Когда мне это не удалось, она мне помогла — её худые руки были одновременно сильнее и мягче, чем можно было подумать. При её поддержке я смог лечь на бок, хотя в процессе и издал несколько громких стонов. Она задрала мою рубашку, и с минуту изучала мою спину. Затем она начала легонько тыкать меня пальцами то тут, то там. Когда она добралась до нижней части моей спины, я невольно вскрикнул.
Она остановилась, и вернула мою рубашку на место. Затем она снова уложила меня на спину, и накрыла меня, подоткнув одеяло, будто я был маленьким ребёнком. После чего села, и принялась молчать.
Молчание тянулось некоторое время, отчего мне стало слегка не по себе.

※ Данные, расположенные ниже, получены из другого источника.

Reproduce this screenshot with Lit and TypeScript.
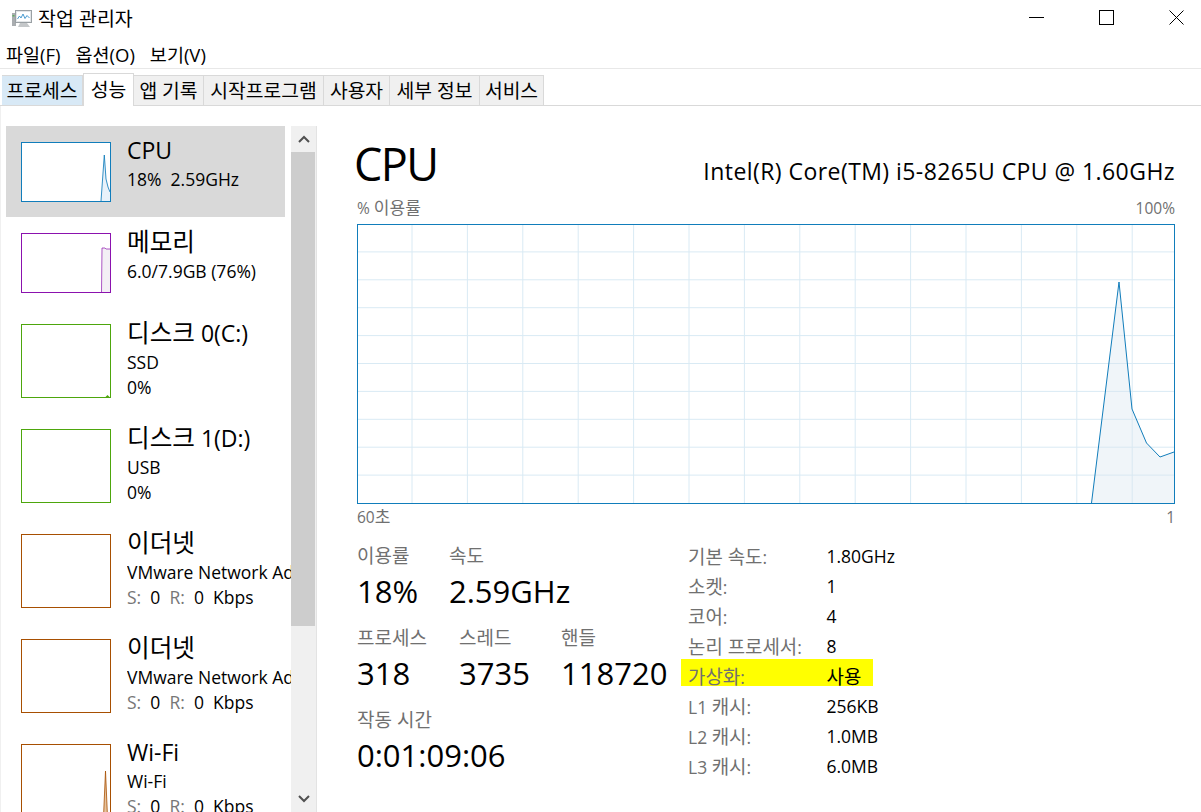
import { LitElement, html, css, svg } from "lit";
import { customElement } from "lit/decorators.js";

type Item = { name: string; l1: string; l2?: string; color: string; h: number; spark?: any; sel?: boolean };

const items: Item[] = [
  { name: "CPU", l1: "18%  2.59GHz", color: "#117dbb", h: 60, sel: true,
    spark: svg`<polygon points="79,58 82.3,12 84,36 86,44 88,49 88,58" fill="#e8f2fa"/><polyline points="79,58 82.3,12 84,36 86,44 88,49" fill="none" stroke="#117dbb" stroke-opacity=".85"/>` },
  { name: "메모리", l1: "6.0/7.9GB (76%)", color: "#8b12ae", h: 60,
    spark: svg`<polygon points="79.5,58 80,14 83,14 84,15 88,15 88,58" fill="#f3eff5"/><polyline points="79.5,58 80,14 83,14 84,15 88,15" fill="none" stroke="#8b12ae" stroke-opacity=".7"/>` },
  { name: "디스크 0(C:)", l1: "SSD", l2: "0%", color: "#4da60c", h: 74,
    spark: svg`<path d="M83.5 72 L85.5 70 L87.5 72Z" fill="#4da60c"/>` },
  { name: "디스크 1(D:)", l1: "USB", l2: "0%", color: "#4da60c", h: 74 },
  { name: "이더넷", l1: "VMware Network Adapter", color: "#a74f01", h: 74, l2: "net" },
  { name: "이더넷", l1: "VMware Network Adapter", color: "#a74f01", h: 74, l2: "net" },
  { name: "Wi-Fi", l1: "Wi-Fi", color: "#a74f01", h: 74, l2: "net",
    spark: svg`<polygon points="81.5,72 83.5,26 85.5,72" fill="#e6c29c" stroke="#a74f01" stroke-width=".8"/>` },
];

const tabs = ["프로세스", "성능", "앱 기록", "시작프로그램", "사용자", "세부 정보", "서비스"];
const tabW = [81, 51, 70, 120, 66, 90, 64];

const specs = [
  ["기본 속도:", "1.80GHz"], ["소켓:", "1"], ["코어:", "4"], ["논리 프로세서:", "8"],
  ["가상화:", "사용"], ["L1 캐시:", "256KB"], ["L2 캐시:", "1.0MB"], ["L3 캐시:", "6.0MB"],
];

/* Hangul renders larger than Latin in the original UI font: wrap Hangul runs so they can be sized apart. */
function ko(text: string) {
  return text.split(/([\uAC00-\uD7A3]+(?: [\uAC00-\uD7A3]+)*)/).map((p, i) =>
    i % 2 ? html`<span class="h">${p}</span>` : p);
}

@customElement("app-root")
export class AppRoot extends LitElement {
  static styles = css`
    :host { display: block; width: 1201px; height: 812px; overflow: hidden; background: #fff; color: #000; font-family: "Open Sans","Noto Sans CJK KR",sans-serif; }
    .h { font-size: 1.08em; }
    .title { height: 38px; display: flex; align-items: center; padding-left: 11px; }
    .title svg.app { width: 22px; height: 20px; margin-right: 5px; margin-top: -1px; }
    .title .t { font-size: 19.5px; line-height: 36px; flex: 1; margin-bottom: 1px; }
    .winbtn { display: flex; gap: 55px; align-items: center; padding: 0 17px 4px 0; }
    .winbtn svg { display: block; }
    .menu { display: flex; align-items: center; gap: 15px; border-bottom: 1px solid #e8e8e8; padding: 2px 0 0 6px; box-sizing: border-box; height: 31px; font-size: 18.5px; }
    .tabs { padding: 6px 0 0 2px; display: flex; align-items: stretch; border-bottom: 1px solid #d9d9d9; height: 30px; }
    .tab { box-sizing: border-box; border: 1px solid #d9d9d9; border-left: none; border-bottom: none; background: #f0f0f0; font-size: 19.3px; line-height: 30px; text-align: center; white-space: nowrap; }
    .tab.hover { background: #d8e9f6; }
    .tab.on { background: #fff; margin-top: -2px; margin-bottom: -1px; line-height: 31px; border-left: 1px solid #d9d9d9; position: relative; }
    .body { display: flex; height: 706px; border-left: 1px solid #f0f0f0; box-sizing: border-box; }
    .side { width: 290px; padding: 20px 0 0 5px; box-sizing: border-box; overflow: hidden; flex: none; }
    .row { display: flex; align-items: flex-start; width: 279px; padding: 16px 0 15px 15px; box-sizing: border-box; }
    .row.sel { background: #d9d9d9; }
    .row .thumb { flex: none; width: 90px; box-sizing: border-box; border: 1px solid; background: #fff; display: block; }
    .row .info { margin: -8px -20px -20px 16px; white-space: nowrap; overflow: hidden; width: 164px; flex: none; }
    .row .n { font-size: 23px; line-height: 33px; }
    .row .n .h { font-size: 1.07em; }
    .row .s { font-size: 17.5px; line-height: 25px; white-space: pre; }
    .row .g { color: #777; }
    .scroll { flex: none; width: 25px; margin-top: 20px; background: #f0f0f0; display: flex; flex-direction: column; border-right: 1px solid #e3e3e3; }
    .scroll .b { height: 26px; display: flex; align-items: center; justify-content: center; }
    .scroll .th { height: 474px; background: #cdcdcd; margin-right: 1px; }
    .scroll .sp { flex: 1; }
    .main { width: 818px; margin-left: 40px; flex: none; padding-top: 28px; }
    .head { display: flex; justify-content: space-between; align-items: flex-end; height: 60px; }
    .head .big { font-size: 45px; line-height: 60px; margin-left: -3px; letter-spacing: -1.6px; }
    .head .model { font-size: 23px; line-height: 30px; margin-bottom: 8px; letter-spacing: .44px; }
    .cap { display: flex; justify-content: space-between; font-size: 15.5px; color: #707070; line-height: 20px; margin-top: 4px; }
    .cap.after { margin-top: 3px; }
    .cap .h { font-size: 1.1em; }
    .chart { display: block; width: 818px; height: 280px; margin-top: 6px; }
    .lower { display: flex; margin-top: 1px; }
    .stats { width: 331px; padding-top: 17px; }
    .lab { font-size: 19px; color: #707070; line-height: 22px; margin-bottom: 3px; }
    .val { font-size: 31px; line-height: 42px; }
    .st { display: flex; margin-bottom: 15px; }
    .st.first > div:nth-child(1) { width: 92px; }
    .st.second > div { width: 102px; }
    .spec { padding-top: 13px; width: 192px; margin-left: -7px; }
    .sr { display: flex; height: 30px; align-items: center; font-size: 17.5px; padding-left: 7px; white-space: nowrap; box-sizing: border-box; }
    .sr.hl { background: #ffff00; height: 27px; margin: -2px 0 5px; padding-top: 6px; }
    .sr .k { width: 138.5px; flex: none; color: #707070; }
  `;

  render() {
    return html`
      <div class="title">
        <svg class="app" viewBox="0 0 22 20">
          <rect x="1" y="4" width="4" height="13" fill="#a9adb0"/>
          <rect x="1.5" y="6" width="2" height="1.5" fill="#5fae5f"/>
          <rect x="4.5" y="1.5" width="16" height="12" fill="#e3e6e8" stroke="#9aa0a4"/>
          <rect x="6" y="3" width="13" height="9" fill="#fff"/>
          <polyline points="6.5,10 8.5,7 10,9 12,5 14,9.5 16,6.5 18.5,9" fill="none" stroke="#4a9bd0"/>
          <path d="M9 14h7l3 4H7z" fill="#c4c7c9"/>
        </svg>
        <span class="t">작업 관리자</span>
        <div class="winbtn">
          <svg width="15" height="15"><path d="M0 7.5h15" stroke="#000"/></svg>
          <svg width="15" height="15"><rect x=".5" y=".5" width="14" height="14" fill="none" stroke="#000"/></svg>
          <svg width="15" height="15"><path d="M.5.5l14 14M14.5.5l-14 14" stroke="#000" fill="none"/></svg>
        </div>
      </div>
      <div class="menu"><span>파일(F)</span><span>옵션(O)</span><span>보기(V)</span></div>
      <div class="tabs">
        ${tabs.map((t, i) => html`<div class="tab ${i === 0 ? "hover" : ""} ${i === 1 ? "on" : ""}" style="width:${tabW[i]}px">${t}</div>`)}
      </div>
      <div class="body">
        <div class="side">
          ${items.map((it) => html`
            <div class="row ${it.sel ? "sel" : ""}">
              <svg class="thumb" style="height:${it.h}px;border-color:${it.color}" viewBox="0 0 88 ${it.h - 2}" width="90" height="${it.h}">${it.spark ?? ""}</svg>
              <div class="info">
                <div class="n">${ko(it.name)}</div>
                <div class="s">${it.l1}</div>
                ${it.l2 === "net"
                  ? html`<div class="s"><span class="g">S:</span>  0  <span class="g">R:</span>  0  Kbps</div>`
                  : it.l2 ? html`<div class="s">${it.l2}</div>` : ""}
              </div>
            </div>`)}
        </div>
        <div class="scroll">
          <div class="b"><svg width="12" height="8"><path d="M1 7l5-5 5 5" fill="none" stroke="#505050" stroke-width="2"/></svg></div>
          <div class="th"></div>
          <div class="sp"></div>
          <div class="b"><svg width="12" height="8"><path d="M1 1l5 5 5-5" fill="none" stroke="#505050" stroke-width="2"/></svg></div>
        </div>
        <div class="main">
          <div class="head"><div class="big">CPU</div><div class="model">Intel(R) Core(TM) i5-8265U CPU @ 1.60GHz</div></div>
          <div class="cap"><span>${ko("% 이용률")}</span><span>100%</span></div>
          ${this.chart()}
          <div class="cap after"><span>${ko("60초")}</span><span>1</span></div>
          <div class="lower">
            <div class="stats">
              <div class="st first"><div><div class="lab">이용률</div><div class="val">18%</div></div><div><div class="lab">속도</div><div class="val">2.59GHz</div></div></div>
              <div class="st second"><div><div class="lab">프로세스</div><div class="val">318</div></div><div><div class="lab">스레드</div><div class="val">3735</div></div><div><div class="lab">핸들</div><div class="val">118720</div></div></div>
              <div><div class="lab">작동 시간</div><div class="val">0:01:09:06</div></div>
            </div>
            <div class="spec">
              ${specs.map(([k, v], i) => html`<div class="sr ${i === 4 ? "hl" : ""}"><span class="k">${ko(k)}</span><span>${ko(v)}</span></div>`)}
            </div>
          </div>
        </div>
      </div>
    `;
  }

  chart() {
    const vs: number[] = [];
    for (let k = 0; k < 14; k++) vs.push(55 + 55.4 * k);
    const hs: number[] = [];
    for (let k = 1; k < 10; k++) hs.push(27.9 * k);
    const pts = "734.5,279 762,58 775,185 789.5,219 803,233 817,228";
    return html`<svg class="chart" viewBox="0 0 818 280">
      ${vs.map((x) => svg`<line x1=${x} x2=${x} y1="0" y2="280" stroke="#d9eaf4"/>`)}
      ${hs.map((y) => svg`<line x1="0" x2="818" y1=${y} y2=${y} stroke="#d9eaf4"/>`)}
      <polygon points="${pts} 817,279" fill="#d9e6f0" fill-opacity=".4"/>
      <polyline points=${pts} fill="none" stroke="#117dbb"/>
      <rect x=".5" y=".5" width="817" height="279" fill="none" stroke="#117dbb"/>
    </svg>`;
  }
}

Элиз была в некотором роде природным явлением — волевая и неукротимая. В молодости она была Вечерней Леди, отравительницей, проституткой, и убийцей. Позже она вышла за Грэма Торнбера, и снова вступила в респектабельные ряды высшего света и дворянства, но полученные ранее уроки так и не забыла. Будучи Леди Торнбер, она никогда не боялась запачкать руки, и часто использовала свои навыки для лечения раненых и облегчения боли умирающих.
Но сейчас она выглядела просто старой… сломленной. Совсем не так себя держит леди, пытающаяся подбодрить или поддеть пациента ради улучшения его настроения.
— Как у тебя с головой, Мордэкай? — внезапно спросила она. — Мысли по-прежнему ясны?
— Достаточно ясны, — ответил я. — Я много сплю, но поболтать какое-то время могу, если ты об этом.
— Многие врачи не сказали бы тебе то, что сейчас скажу я. Они бы сперва поговорили с твоими родными, — начала она. — Впрочем, я считаю, что большинство из них — дураки. Если у тебя в голове всё ещё ясно, то решать нужно именно тебе.
— Слушай, Элиз…
— Ш-ш-ш! — огрызнулась она.
— Да, мэм, — мгновенно отозвался я. Детские привычки так просто не изжить.
— Это нелегко мне даётся. Я слишком многих потеряла — больше, чем положено женщине: мужа, сына, Марка, Джинни, Джеймса, и больше друзей, чем я могла бы сосчитать. Всякий раз это происходит иначе, но что я поняла за долгие годы, так это то, что по возможности лучше не притворяться. Честный разговор и честные прощания оставляют гораздо меньше сожалений у тех, кто остаётся. Понимаешь?